Perform a practice cut with only one of the stamen pieces, which will be a better gauge of your settings for this delicate piece than the built-in test cut. To do this:

  • Ungroup the stamen pieces (Right click > Ungroup)
  • Select all of the stamen strips and choose “No Cut” in the cut settings area
  • Select just the lower left stamen strip and choose “Cut” in the cut settings area
  • Place your yellow cardstock on the mat and load it into your Silhouette machine
  • Click “Send” to cut just the one stamen strip

When the single stamen strip has finished cutting, leave the paper and mat loaded into your machine. If you can pull away that single strip from the mat easily, your cut settings are good.

Pro tip: If your machine is not cutting those pieces very well, you have several options to improve the cut. These are the things I’ll try, one at a time, with further practice cuts. You can select individual shapes on your page and set them to “Cut” or “No Cut” as you work through the following options:

  • Use a sticky mat and a new, sharp blade
  • Turn on Line Segment Overcut (check the box next to the triangular overcut icon in the cut settings)
  • Increase the blade depth to 4 (I do this for cardstock, but on thinner materials like vinyl I suggest increasing the force before jumping up in blade depth)
  • Increase the passes
  • Decrease the speed

Once your settings are dialed in, set any previously-cut shapes to “No Cut” and set the remaining shapes you do wish to cut as “Cut.”

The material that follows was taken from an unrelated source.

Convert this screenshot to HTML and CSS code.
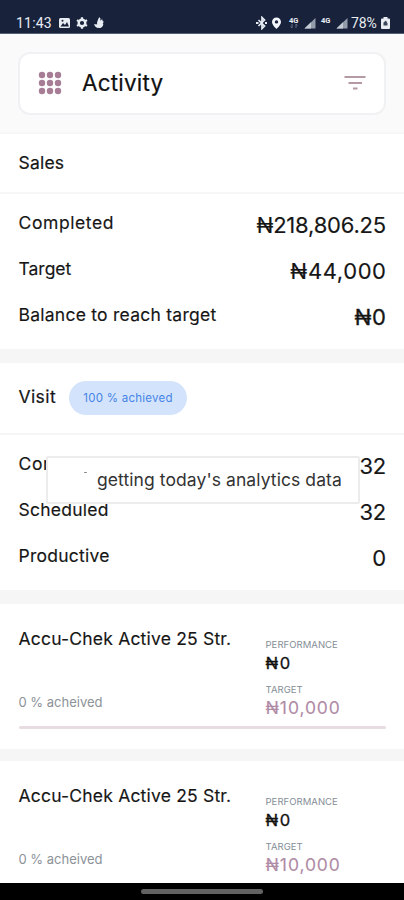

Click “Send” to cut the rest.

Unload and remove all the stamen pieces, then use the same successful cut settings to cut the flowers out of dark red 65 lb. cardstock. (Remember to move the virtual pieces on or off the virtual media so the pieces you wish to cut show bold red.)

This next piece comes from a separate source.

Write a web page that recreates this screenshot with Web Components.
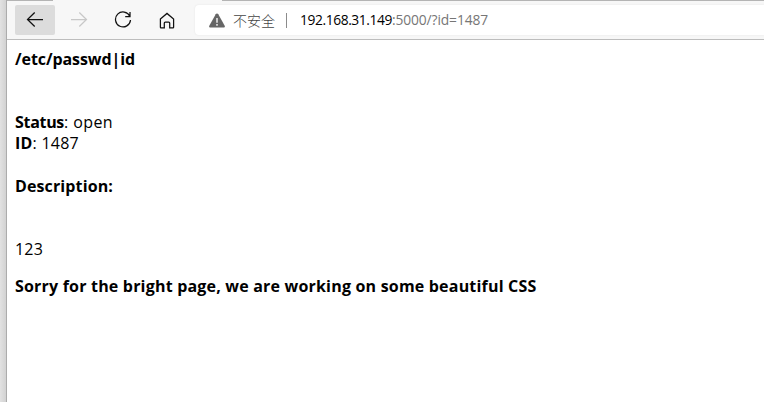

We don’t need to cut the hellebore leaves for this winter branch project.

Step Three: Prepare and Cut Pine Needles

Go back to the Design Tab and open a new document.

Open the Christmas Wreath design from your Library.

Select everything on the page and move it all off to the side of the virtual mat, into the holding area.

Your Page Setup should be the same as the previous document, and if you are using Letter size as the media size, then switch it to “landscape” orientation.

Drag over the group of pine needles from the design, make three copies, and distribute them across the virtual media. These are the only part of this design we will use, but we’ll cut a lot of them.

Go to the Send Tab and use the same successful cardstock cut settings as before to cut several pages of these needles from dark green cardstock.

Note: Each grouping makes 1 tuft of pine needles, so this page will produce 4 tufts of pine needles. My complete branch has 16 tufts, which equates to cutting 4 letter-size pages.

Step Four: Assemble Flowers

For each red flower, add (optional) color to the center. You can use stamping ink, watercolor paint, PanPastel soft chalk, etc. I recommend a dark purple or darker red than the cardstock.

Use a Silhouette scraper tool to press a crease along the center of each petal. Place a soft surface under the flower while you do this, such as a piece of craft foam or a mouse pad.

Use the scraper tool to curl each half of each petal away from the center crease.

Gently curl the petals at their base inward toward the center, so the whole flower cups upward.

For each stamen center, use a 2.5-in. piece of 20-gauge floral wire and tightly wrap the shorter stamen strip around it with white glue to secure it.

Gently curl the tips of the taller stamen strip outward and give a gentle curl to the base of the strip. When you use white glue to wrap this taller strip around the first, the tips should bend away from the center.

Tip: You may use hot glue at any point in the flower assembly for a more secure hold, but keep in mind that it will add bulk.

Poke the stamen wire down through the hole in the flower center and secure it with hot glue where the base of the stamen meets the center of the flower. I like to add a bead of hot glue on the back side, as well.

Bend the wire at the base of each flower about 90 degrees.

Step Five: Assemble Pine Needles

Keep all the needles for each cluster together, but you do not need to separate out the sizes within a cluster.

Take a 6-in. segment of dark green 20-gauge floral wire, make an open loop and twist below the loop a couple times.

Poke in the needles for one cluster through the loop and fold in half, working with 1-3 needles at a time until all the needles are through the loop.

Use pliers to twist the ends of the wire into a single stem, tightening the loop to hold the needles in place.

If your needles still feel loose, add some dabs of clear-drying glue to secure them at the base where they are connected.

Wrap the wire with stretched brown floral tape, starting at the base of the pine needles and working your way down to cover the wire completely.

Repeat with every cluster of pine needles you cut.

Step Six: Assemble Branch

Cut a piece of rustic vine wire to approximately 30 inches for a short branch or wreath. You may wish to cut it longer if you want your branch to be longer than you see in my example.

Use brown floral tape (stretch as you wrap) to attach one pine tuft to the tip of the vine wire, then add another pine tuft and inch or so further down. Each pine tuft should have an inch or so of its own branch exposed.

Add the wire for a flower as you continue to wrap down the vine wire with floral tape and add more pine tufts.

Continue to add more pine tufts and flowers as you work down the vine wire. I put one flower between every 2-3 pine tufts.

Add as many pine tufts and flowers as you want. If you run out of your length of vine wire and still have pine tufts and flowers to use, you can start a new branch. Finish the branch by wrapping brown floral tape to the end. (You could cut it shorter if you don’t want the bare branch to show and prefer to have the pine needles and flowers go to the end.)

Because it’s all made with flexible wire, you can arrange this winter branch however you like, to go with your decor. I chose to wrap mine loosely at the base of a flameless candle.

How will you use your winter branch?